One thing that should not weigh on investors is liability under the ability-to-repay rule for so-called qualified mortgages. While interest-only loans are not eligible for a legal safe harbor from rule, the vast majority (96.1%) of loans in the pool were originated before the rule took effect in January 2014. One loan is subject to the rule and eligible for the safe harbor; only 15 are subject to the rule but not eligible for safe harbor.

All loans will be serviced by First Republic Bank, while Wells Fargo Bank will act as the master servicer.

Fitch expects to assign an AAA rating to the senior tranches of notes to be issued, which benefit from 10% credit enhancement.

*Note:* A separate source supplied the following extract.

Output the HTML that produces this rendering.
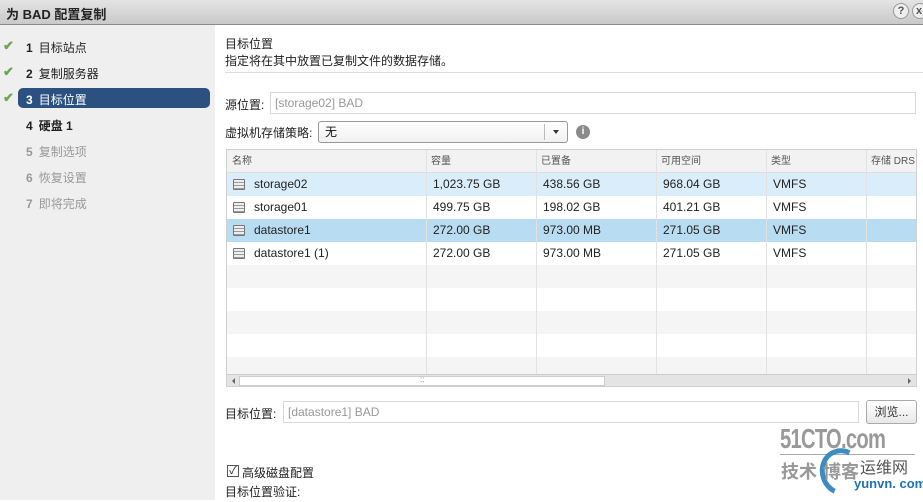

Despite the risks associated with interest only hybrid adjustable-rate mortgages, Fitch has a high opinion of First Republic, which it ranks as an “above average originator. (The bank regularly contributes collateral to JPMorgan Chase mortgage bonds, though it is usually one of several originators.)

“The 100% compliance review performed by a third-party due diligence firm confirmed a sound loan origination process,” Fitch notes in its presale report.

Furthermore, all of the loans were originated through First Republic’s retail channel, which Fitch views positively. “Loans originated directly by the lending institution traditionally have performed better than correspondent and broker loans,” the presale report states.